#### [Information provided]
___
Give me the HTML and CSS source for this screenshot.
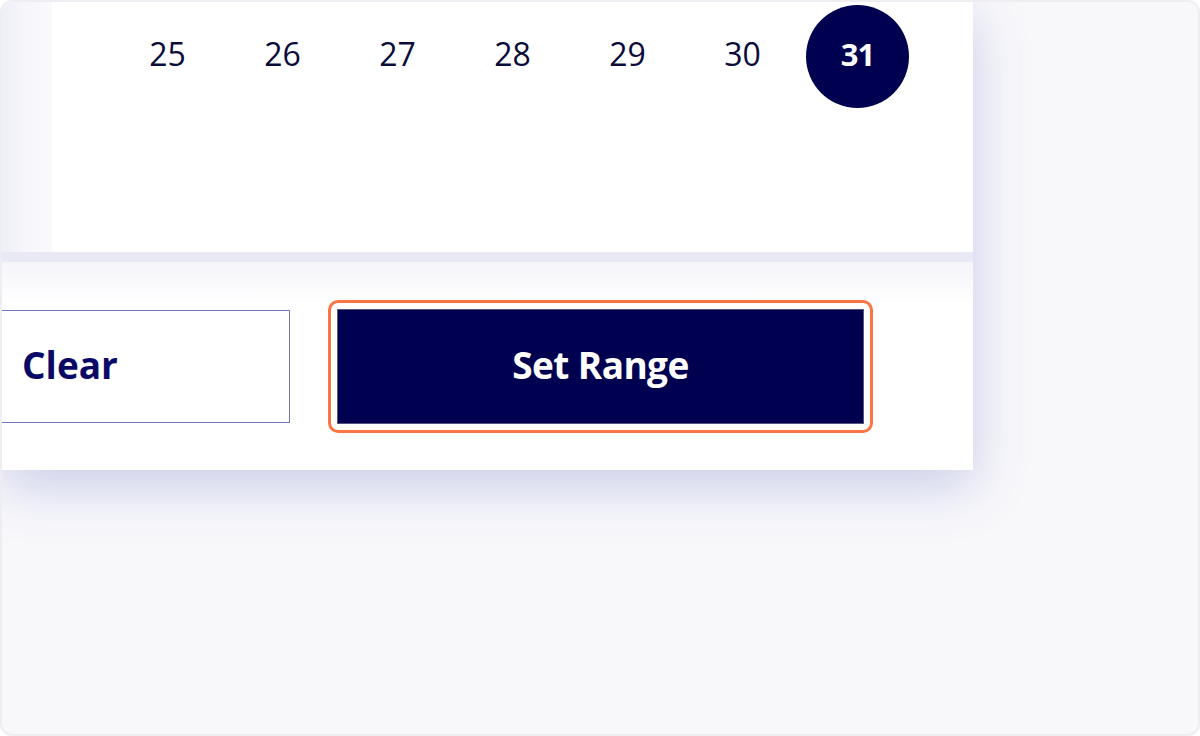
FILE: index.html
```html
<!DOCTYPE html>
<html lang="en">
<head>
<meta charset="utf-8">
<title>Date range picker</title>
<link rel="stylesheet" href="styles.css">
</head>
<body>
<div class="frame">
  <div class="card">
    <div class="calendar">
      <div class="gutter"></div>
      <div class="month">
        <div class="week">
          <span class="day">25</span>
          <span class="day">26</span>
          <span class="day">27</span>
          <span class="day">28</span>
          <span class="day">29</span>
          <span class="day">30</span>
          <span class="day day-selected"><span class="dot">31</span></span>
        </div>
      </div>
    </div>
    <div class="divider"></div>
    <div class="footer">
      <button class="btn btn-clear" type="button">Clear</button>
      <div class="focus-ring">
        <button class="btn btn-primary" type="button">Set Range</button>
      </div>
    </div>
  </div>
</div>
</body>
</html>
```

FILE: styles.css
```css
* { box-sizing: border-box; }

html, body {
  margin: 0;
  padding: 0;
  background: #ffffff;
  font-family: "Open Sans", "Liberation Sans", sans-serif;
}

.frame {
  width: 1200px;
  height: 736px;
  border: 2px solid #ededf2;
  border-radius: 12px;
  background: #f8f8fb;
  overflow: hidden;
}

.card {
  width: 971px;
  background: #ffffff;
  box-shadow: 0 16px 50px rgba(70, 80, 180, 0.26);
}

.calendar {
  display: flex;
  height: 250px;
}

.gutter {
  width: 50px;
  background: linear-gradient(to right, #eeeff7 0%, #f6f6fb 45%, #fafafd 100%);
}

.month {
  flex: 1;
  background: #ffffff;
  padding: 2px 58px 0;
}

.week {
  display: grid;
  grid-template-columns: repeat(7, 115px);
  height: 104px;
}

.day {
  display: flex;
  align-items: center;
  justify-content: center;
  padding-bottom: 5px;
  font-size: 32px;
  font-weight: 500;
  color: #0b0b3a;
}

.day-selected {
  padding-bottom: 0;
}

.dot {
  width: 103px;
  height: 103px;
  padding-bottom: 4px;
  border-radius: 50%;
  background: #000050;
  color: #ffffff;
  font-weight: 700;
  font-size: 31px;
  letter-spacing: -1px;
  display: flex;
  align-items: center;
  justify-content: center;
}

.divider {
  height: 10px;
  background: #e8e9f5;
}

.footer {
  height: 208px;
  display: flex;
  align-items: center;
  gap: 38px;
  background: linear-gradient(to bottom, #f5f5fa 0px, #fbfbfd 25px, #ffffff 45px);
}

.btn {
  font-family: "Open Sans", "Liberation Sans", sans-serif;
  font-size: 37px;
  font-weight: 700;
  height: 115px;
  padding: 0 0 4px;
  cursor: pointer;
}

.btn-clear {
  margin-left: -152px;
  width: 440px;
  height: 113px;
  background: #ffffff;
  border: 1px solid #7375c0;
  color: #0a0a66;
}

.focus-ring {
  border: 3px solid #fb7443;
  border-radius: 10px;
  padding: 6px;
  background: #ffffff;
}

.btn-primary {
  display: block;
  width: 527px;
  background: #000050;
  border: 1px solid #55557a;
  color: #ffffff;
  letter-spacing: -0.6px;
}
```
___
#### [Written exercise]
Pictures in the data above should not be copied; transcribe everything else exactly.

#### [Output of the exercise]
Give me the HTML and CSS source for this screenshot.
FILE: index.html
```html
<!DOCTYPE html>
<html lang="en">
<head>
<meta charset="utf-8">
<title>Date range picker</title>
<link rel="stylesheet" href="styles.css">
</head>
<body>
<div class="frame">
  <div class="card">
    <div class="calendar">
      <div class="gutter"></div>
      <div class="month">
        <div class="week">
          <span class="day">25</span>
          <span class="day">26</span>
          <span class="day">27</span>
          <span class="day">28</span>
          <span class="day">29</span>
          <span class="day">30</span>
          <span class="day day-selected"><span class="dot">31</span></span>
        </div>
      </div>
    </div>
    <div class="divider"></div>
    <div class="footer">
      <button class="btn btn-clear" type="button">Clear</button>
      <div class="focus-ring">
        <button class="btn btn-primary" type="button">Set Range</button>
      </div>
    </div>
  </div>
</div>
</body>
</html>
```

FILE: styles.css
```css
* { box-sizing: border-box; }

html, body {
  margin: 0;
  padding: 0;
  background: #ffffff;
  font-family: "Open Sans", "Liberation Sans", sans-serif;
}

.frame {
  width: 1200px;
  height: 736px;
  border: 2px solid #ededf2;
  border-radius: 12px;
  background: #f8f8fb;
  overflow: hidden;
}

.card {
  width: 971px;
  background: #ffffff;
  box-shadow: 0 16px 50px rgba(70, 80, 180, 0.26);
}

.calendar {
  display: flex;
  height: 250px;
}

.gutter {
  width: 50px;
  background: linear-gradient(to right, #eeeff7 0%, #f6f6fb 45%, #fafafd 100%);
}

.month {
  flex: 1;
  background: #ffffff;
  padding: 2px 58px 0;
}

.week {
  display: grid;
  grid-template-columns: repeat(7, 115px);
  height: 104px;
}

.day {
  display: flex;
  align-items: center;
  justify-content: center;
  padding-bottom: 5px;
  font-size: 32px;
  font-weight: 500;
  color: #0b0b3a;
}

.day-selected {
  padding-bottom: 0;
}

.dot {
  width: 103px;
  height: 103px;
  padding-bottom: 4px;
  border-radius: 50%;
  background: #000050;
  color: #ffffff;
  font-weight: 700;
  font-size: 31px;
  letter-spacing: -1px;
  display: flex;
  align-items: center;
  justify-content: center;
}

.divider {
  height: 10px;
  background: #e8e9f5;
}

.footer {
  height: 208px;
  display: flex;
  align-items: center;
  gap: 38px;
  background: linear-gradient(to bottom, #f5f5fa 0px, #fbfbfd 25px, #ffffff 45px);
}

.btn {
  font-family: "Open Sans", "Liberation Sans", sans-serif;
  font-size: 37px;
  font-weight: 700;
  height: 115px;
  padding: 0 0 4px;
  cursor: pointer;
}

.btn-clear {
  margin-left: -152px;
  width: 440px;
  height: 113px;
  background: #ffffff;
  border: 1px solid #7375c0;
  color: #0a0a66;
}

.focus-ring {
  border: 3px solid #fb7443;
  border-radius: 10px;
  padding: 6px;
  background: #ffffff;
}

.btn-primary {
  display: block;
  width: 527px;
  background: #000050;
  border: 1px solid #55557a;
  color: #ffffff;
  letter-spacing: -0.6px;
}
```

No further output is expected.